SRA Decoding C

SRA Decoding C is a reading intervention program. It is appropriate for students in grades 4-12 who have mastered many basic reading skills but who have trouble with multisyllabic words and typical textbook material. Students learn more than 500 new vocabulary words, read a variety of passage types, and are introduced to the standard types of sentence structures that they will be asked to read in their textbooks.

What is Taught?

Phonemic Awareness

• Review of auditory pronunciation, both recognition and production of sounds
• Auditory segmenting
• Identifying beginning, ending, and medial sounds

Phonics and Word Analysis

• Review of letter combinations within words
• Additional sound combinations
• Affixes and their meanings
• Decoding multi-syllabic words using known parts
• Daily reading of decodable connected text
• Reading selections that contain a high percentage of new words
• Reading narrative and expository text

Fluency

• Tracking
• Reading and rereading decodable connected text
• Practice for rate and accuracy
• Charting of daily fluency progress

Comprehension

• Cause and effect
• Main idea
• Compare/contrast
• Sequencing
• Summarizing/retelling
• Referencing text for specific factual information

What does a daily class look like?

  1. Reviewing sound combinations from the previous lesson
  2. Word practice: For example - "plunger" "Say the underlined sound, and then read the whole word."
  3. Vocabulary: Students read and discuss the meaning of each word. (Examples are words like: device, investigation, beaker)
  4. Sound combinations: For example, /tion/. Read aloud words that have the /tion/ sound.
  5. Word practice: Reading words that will be used in the current story
  6. Story reading: Students read parts of the story aloud.
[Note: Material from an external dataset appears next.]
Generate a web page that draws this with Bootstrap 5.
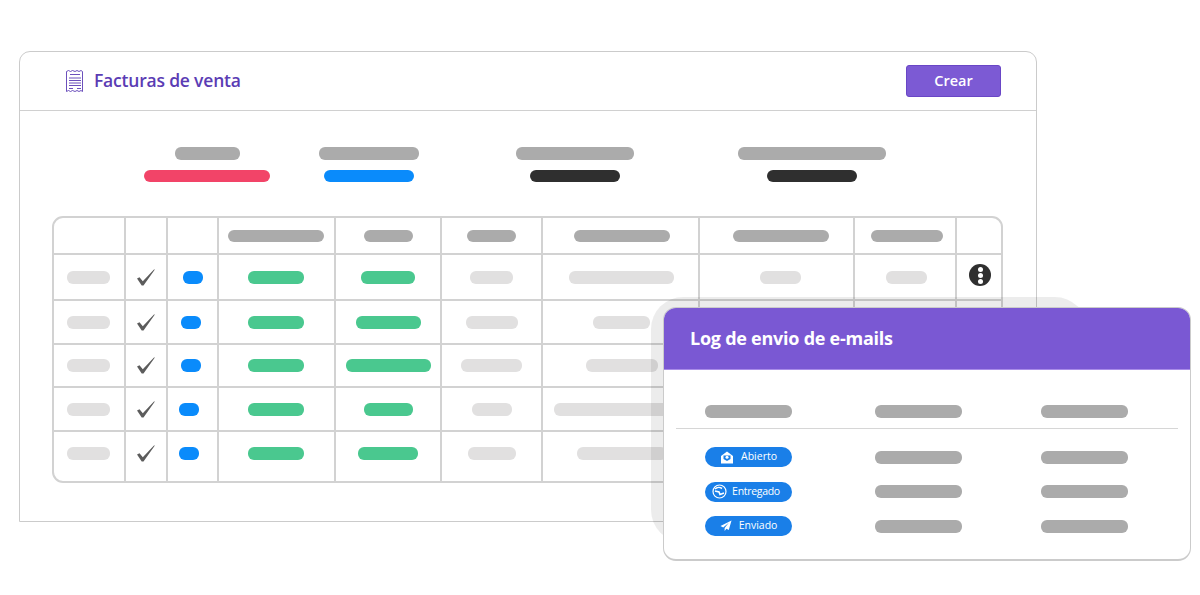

Oral questions are asked, throughout the story reading to check students' understanding.
  7. Individual reading checkouts: Students are assigned a partner and each students reads a section of the text to their partner. The goal is read quickly and correctly.
  8. Independent student work: Students complete the workbook lesson and the open end response question that accompanies the lesson.

Parental Involvment

• Encourage your child to read stories/passages that are both fiction and nonfiction. Ask who, what, when, where, and why questions about the material that is read.
• Talk about unfamiliar vocabulary from what is read
• Discuss fact versus opinion if it applies to the text
• Have your child make predictions about the text based on the title, pictures, table of contents and what they have read so far.
• Ask about the main idea
• Encourage your child to draw conclusions about what they read
• Help your child sound out multisyllabic words.